Copy nothing but the text: reproduce each line of the listing exactly and leave the pictures out.

** Start Data for this task **

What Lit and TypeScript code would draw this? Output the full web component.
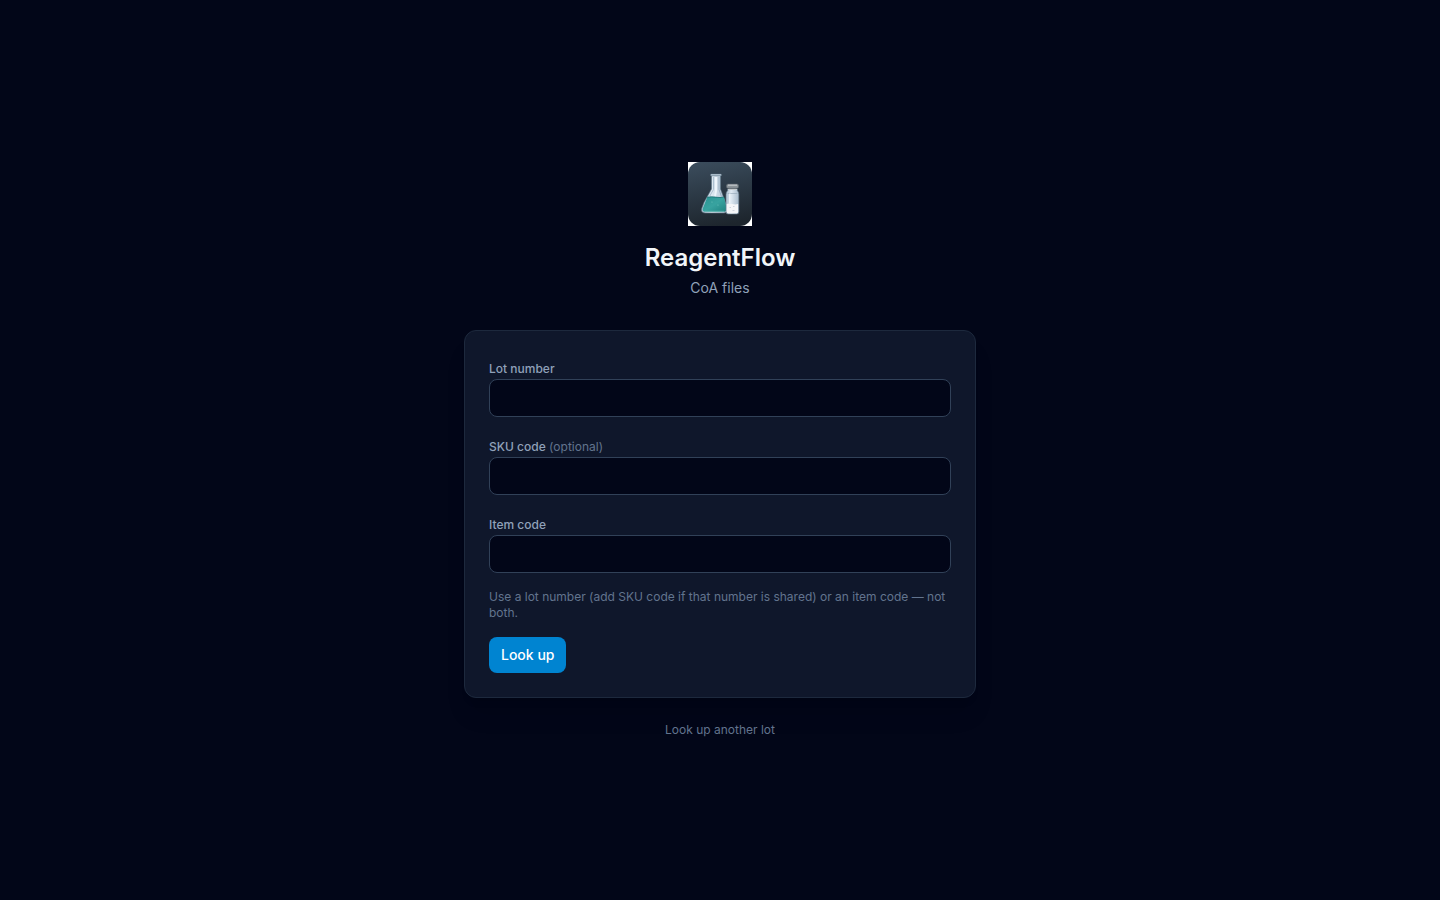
import { LitElement, html, css, svg, nothing } from "lit";
import { customElement } from "lit/decorators.js";

const logo = svg`
  <svg class="logo" viewBox="0 0 64 64" role="img" aria-label="ReagentFlow logo">
    <defs>
      <linearGradient id="tile" x1="0.3" y1="0" x2="0.5" y2="1">
        <stop offset="0" stop-color="#3a4b5b" />
        <stop offset="0.5" stop-color="#2b3844" />
        <stop offset="1" stop-color="#1d252d" />
      </linearGradient>
      <linearGradient id="glass" x1="0" y1="0" x2="1" y2="0">
        <stop offset="0" stop-color="#a9bccd" />
        <stop offset="0.4" stop-color="#dfe9f2" />
        <stop offset="1" stop-color="#a9bccd" />
      </linearGradient>
      <linearGradient id="liquid" x1="0" y1="0" x2="1" y2="1">
        <stop offset="0" stop-color="#2a9291" />
        <stop offset="0.5" stop-color="#38a3a0" />
        <stop offset="1" stop-color="#1f8381" />
      </linearGradient>
    </defs>
    <rect width="64" height="64" fill="#fff" />
    <rect width="64" height="64" rx="12" fill="url(#tile)" />
    <path d="M23.500 13.500h9v13.500l5.700 15.500 1 4q.8 4-3.200 4.500H17q-4.500-.5-3.300-4.500l2.300-6L23.500 27z" fill="url(#glass)" stroke="#5d7485" stroke-width=".6" />
    <path d="M19.300 35q4-.5 8.500 0t8.200 0l2 8 .5 3.500q.3 3-2.500 3.300H17q-3-.3-2.200-3.300z" fill="url(#liquid)" />
    <path d="M19.300 35.200q4-.8 8.500 0t8-.2" fill="none" stroke="#156f72" stroke-width=".8" />
    <path d="M17 49.300h19" stroke="#68bbb8" stroke-width=".8" />
    <path d="M25.500 15v12.500l-4 7" fill="none" stroke="#a1b6c8" stroke-width=".8" />
    <path d="M28 15v14l-1 5" fill="none" stroke="#eef5fb" stroke-width="2" />
    <path d="M31 15v12.500l2.500 7" fill="none" stroke="#8fa8bc" stroke-width=".8" />
    <circle cx="24" cy="40" r=".6" fill="#6fc2bd" />
    <circle cx="30" cy="43" r=".6" fill="#6fc2bd" />
    <rect x="22.500" y="12" width="11" height="1.800" rx=".9" fill="#c9d8e4" stroke="#526b7d" stroke-width=".5" />
    <path d="M39.700 27v1.500q-1.700 1.500-1.700 4V49.500q0 2.500 2 2.500h8.800q2 0 2-2.500v-17q0-2.500-1.500-4V27z" fill="url(#glass)" stroke="#657b8c" stroke-width=".6" />
    <path d="M38.700 42q2.500-.8 5.500 0t5.900 0V49.800q0 1.500-1.500 1.500h-8.400q-1.500 0-1.500-1.500z" fill="#f5f6f8" />
    <path d="M39.700 31.500h9.600" stroke="#8fa3b3" stroke-width=".6" />
    <path d="M41.800 31.500v10" stroke="#f2f8fd" stroke-width="1.300" />
    <path d="M41.500 45.500h1.500M45 44.500h1.500M44.500 48.500h2" stroke="#c5ccd5" stroke-width=".8" />
    <path d="M40.500 25h8v3h-8z" fill="#6c757c" />
    <rect x="38.500" y="22" width="12" height="4.300" rx="1.500" fill="#8b9398" stroke="#596269" stroke-width=".5" />
    <path d="M40 23.200h9M40 27.500h9" stroke="#cfd4d6" stroke-width=".9" />
  </svg>`;

const fields = [
  { id: "lot", label: "Lot number", optional: false },
  { id: "sku", label: "SKU code", optional: true },
  { id: "item", label: "Item code", optional: false },
];

@customElement("app-root")
export class AppRoot extends LitElement {
  static styles = css`
    :host {
      display: flex;
      flex-direction: column;
      align-items: center;
      justify-content: center;
      box-sizing: border-box;
      min-height: 100vh;
      padding: 40px 16px;
      background: #020618;
      color: #f1f5f9;
      font: 16px/24px Inter, sans-serif;
    }
    .page {
      display: flex;
      flex-direction: column;
      width: 100%;
      max-width: 512px;
    }
    .header {
      display: flex;
      flex-direction: column;
      align-items: center;
      margin-bottom: 32px;
    }
    .logo {
      width: 64px;
      height: 64px;
      margin-bottom: 16px;
    }
    .title {
      margin: 0;
      font-size: 24px;
      line-height: 32px;
      font-weight: 600;
    }
    .subtitle {
      margin: 4px 0 0;
      color: #90a1b9;
      font-size: 14px;
      line-height: 20px;
    }
    .card {
      display: flex;
      flex-direction: column;
      gap: 16px;
      padding: 24px;
      border: 1px solid #1d293d;
      border-radius: 12px;
      background: #0f172b;
      box-shadow: 0 20px 25px -5px rgb(0 0 0 / 0.1), 0 8px 10px -6px rgb(0 0 0 / 0.1);
    }
    .label {
      color: #90a1b9;
      font-size: 12px;
      line-height: 16px;
      font-weight: 500;
    }
    .optional {
      color: #62748e;
      font-weight: 400;
    }
    .input {
      display: block;
      box-sizing: border-box;
      width: 100%;
      padding: 8px 12px;
      border: 1px solid #314158;
      border-radius: 8px;
      background: #020618;
      color: inherit;
      font: 14px/20px Inter, sans-serif;
    }
    .hint {
      margin: 0;
      color: #62748e;
      font-size: 12px;
      line-height: 16px;
    }
    .submit {
      align-self: flex-start;
      padding: 8px 12px;
      border: 0;
      border-radius: 8px;
      background: #0084d1;
      color: #fff;
      font: 500 14px/20px Inter, sans-serif;
      cursor: pointer;
    }
    .again {
      align-self: center;
      margin-top: 24px;
      color: #62748e;
      font-size: 12px;
      line-height: 16px;
      text-decoration: none;
    }
  `;

  render() {
    return html`
      <main class="page">
        <header class="header">
          ${logo}
          <h1 class="title">ReagentFlow</h1>
          <p class="subtitle">CoA files</p>
        </header>
        <form class="card" @submit=${(e: Event) => e.preventDefault()}>
          ${fields.map(
            (f) => html`
              <div class="field">
                <label class="label" for=${f.id}
                  >${f.label}${f.optional ? html`<span class="optional"> (optional)</span>` : nothing}</label
                >
                <input class="input" id=${f.id} name=${f.id} type="text" autocomplete="off" />
              </div>
            `
          )}
          <p class="hint">Use a lot number (add SKU code if that number is shared) or an item code — not both.</p>
          <button class="submit" type="submit">Look up</button>
        </form>
        <a class="again" href="#">Look up another lot</a>
      </main>
    `;
  }
}
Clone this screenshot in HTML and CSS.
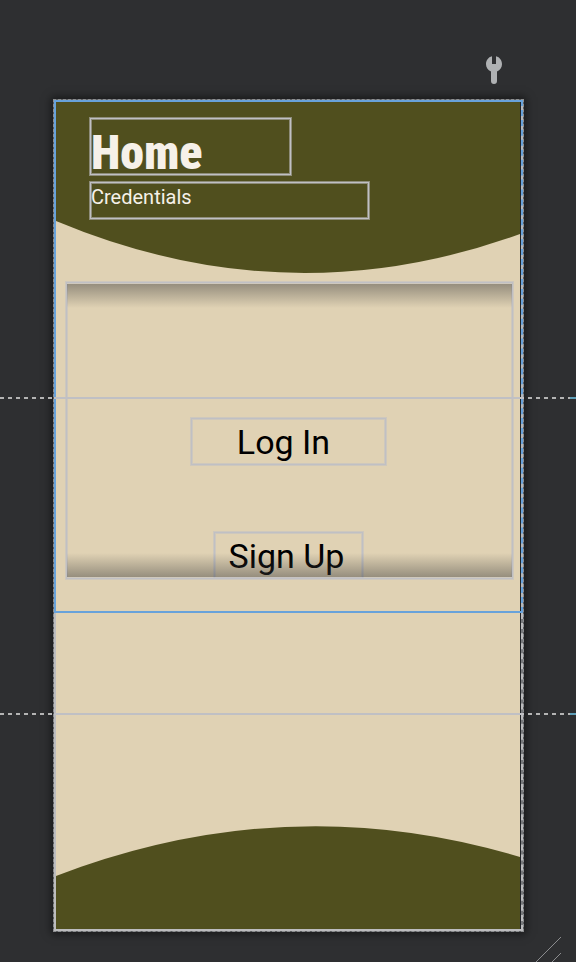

** End Data for this task **

§ **Answer to this problem**
What Lit and TypeScript code would draw this? Output the full web component.
import { LitElement, html, css, svg, nothing } from "lit";
import { customElement } from "lit/decorators.js";

const logo = svg`
  <svg class="logo" viewBox="0 0 64 64" role="img" aria-label="ReagentFlow logo">
    <defs>
      <linearGradient id="tile" x1="0.3" y1="0" x2="0.5" y2="1">
        <stop offset="0" stop-color="#3a4b5b" />
        <stop offset="0.5" stop-color="#2b3844" />
        <stop offset="1" stop-color="#1d252d" />
      </linearGradient>
      <linearGradient id="glass" x1="0" y1="0" x2="1" y2="0">
        <stop offset="0" stop-color="#a9bccd" />
        <stop offset="0.4" stop-color="#dfe9f2" />
        <stop offset="1" stop-color="#a9bccd" />
      </linearGradient>
      <linearGradient id="liquid" x1="0" y1="0" x2="1" y2="1">
        <stop offset="0" stop-color="#2a9291" />
        <stop offset="0.5" stop-color="#38a3a0" />
        <stop offset="1" stop-color="#1f8381" />
      </linearGradient>
    </defs>
    <rect width="64" height="64" fill="#fff" />
    <rect width="64" height="64" rx="12" fill="url(#tile)" />
    <path d="M23.500 13.500h9v13.500l5.700 15.500 1 4q.8 4-3.200 4.500H17q-4.500-.5-3.300-4.500l2.300-6L23.500 27z" fill="url(#glass)" stroke="#5d7485" stroke-width=".6" />
    <path d="M19.300 35q4-.5 8.500 0t8.200 0l2 8 .5 3.500q.3 3-2.500 3.300H17q-3-.3-2.200-3.300z" fill="url(#liquid)" />
    <path d="M19.300 35.200q4-.8 8.500 0t8-.2" fill="none" stroke="#156f72" stroke-width=".8" />
    <path d="M17 49.300h19" stroke="#68bbb8" stroke-width=".8" />
    <path d="M25.500 15v12.500l-4 7" fill="none" stroke="#a1b6c8" stroke-width=".8" />
    <path d="M28 15v14l-1 5" fill="none" stroke="#eef5fb" stroke-width="2" />
    <path d="M31 15v12.500l2.500 7" fill="none" stroke="#8fa8bc" stroke-width=".8" />
    <circle cx="24" cy="40" r=".6" fill="#6fc2bd" />
    <circle cx="30" cy="43" r=".6" fill="#6fc2bd" />
    <rect x="22.500" y="12" width="11" height="1.800" rx=".9" fill="#c9d8e4" stroke="#526b7d" stroke-width=".5" />
    <path d="M39.700 27v1.500q-1.700 1.500-1.700 4V49.500q0 2.500 2 2.500h8.800q2 0 2-2.500v-17q0-2.500-1.500-4V27z" fill="url(#glass)" stroke="#657b8c" stroke-width=".6" />
    <path d="M38.700 42q2.500-.8 5.500 0t5.900 0V49.800q0 1.500-1.500 1.500h-8.400q-1.500 0-1.500-1.500z" fill="#f5f6f8" />
    <path d="M39.700 31.500h9.600" stroke="#8fa3b3" stroke-width=".6" />
    <path d="M41.800 31.500v10" stroke="#f2f8fd" stroke-width="1.300" />
    <path d="M41.500 45.500h1.500M45 44.500h1.500M44.500 48.500h2" stroke="#c5ccd5" stroke-width=".8" />
    <path d="M40.500 25h8v3h-8z" fill="#6c757c" />
    <rect x="38.500" y="22" width="12" height="4.300" rx="1.500" fill="#8b9398" stroke="#596269" stroke-width=".5" />
    <path d="M40 23.200h9M40 27.500h9" stroke="#cfd4d6" stroke-width=".9" />
  </svg>`;

const fields = [
  { id: "lot", label: "Lot number", optional: false },
  { id: "sku", label: "SKU code", optional: true },
  { id: "item", label: "Item code", optional: false },
];

@customElement("app-root")
export class AppRoot extends LitElement {
  static styles = css`
    :host {
      display: flex;
      flex-direction: column;
      align-items: center;
      justify-content: center;
      box-sizing: border-box;
      min-height: 100vh;
      padding: 40px 16px;
      background: #020618;
      color: #f1f5f9;
      font: 16px/24px Inter, sans-serif;
    }
    .page {
      display: flex;
      flex-direction: column;
      width: 100%;
      max-width: 512px;
    }
    .header {
      display: flex;
      flex-direction: column;
      align-items: center;
      margin-bottom: 32px;
    }
    .logo {
      width: 64px;
      height: 64px;
      margin-bottom: 16px;
    }
    .title {
      margin: 0;
      font-size: 24px;
      line-height: 32px;
      font-weight: 600;
    }
    .subtitle {
      margin: 4px 0 0;
      color: #90a1b9;
      font-size: 14px;
      line-height: 20px;
    }
    .card {
      display: flex;
      flex-direction: column;
      gap: 16px;
      padding: 24px;
      border: 1px solid #1d293d;
      border-radius: 12px;
      background: #0f172b;
      box-shadow: 0 20px 25px -5px rgb(0 0 0 / 0.1), 0 8px 10px -6px rgb(0 0 0 / 0.1);
    }
    .label {
      color: #90a1b9;
      font-size: 12px;
      line-height: 16px;
      font-weight: 500;
    }
    .optional {
      color: #62748e;
      font-weight: 400;
    }
    .input {
      display: block;
      box-sizing: border-box;
      width: 100%;
      padding: 8px 12px;
      border: 1px solid #314158;
      border-radius: 8px;
      background: #020618;
      color: inherit;
      font: 14px/20px Inter, sans-serif;
    }
    .hint {
      margin: 0;
      color: #62748e;
      font-size: 12px;
      line-height: 16px;
    }
    .submit {
      align-self: flex-start;
      padding: 8px 12px;
      border: 0;
      border-radius: 8px;
      background: #0084d1;
      color: #fff;
      font: 500 14px/20px Inter, sans-serif;
      cursor: pointer;
    }
    .again {
      align-self: center;
      margin-top: 24px;
      color: #62748e;
      font-size: 12px;
      line-height: 16px;
      text-decoration: none;
    }
  `;

  render() {
    return html`
      <main class="page">
        <header class="header">
          ${logo}
          <h1 class="title">ReagentFlow</h1>
          <p class="subtitle">CoA files</p>
        </header>
        <form class="card" @submit=${(e: Event) => e.preventDefault()}>
          ${fields.map(
            (f) => html`
              <div class="field">
                <label class="label" for=${f.id}
                  >${f.label}${f.optional ? html`<span class="optional"> (optional)</span>` : nothing}</label
                >
                <input class="input" id=${f.id} name=${f.id} type="text" autocomplete="off" />
              </div>
            `
          )}
          <p class="hint">Use a lot number (add SKU code if that number is shared) or an item code — not both.</p>
          <button class="submit" type="submit">Look up</button>
        </form>
        <a class="again" href="#">Look up another lot</a>
      </main>
    `;
  }
}
Clone this screenshot in HTML and CSS.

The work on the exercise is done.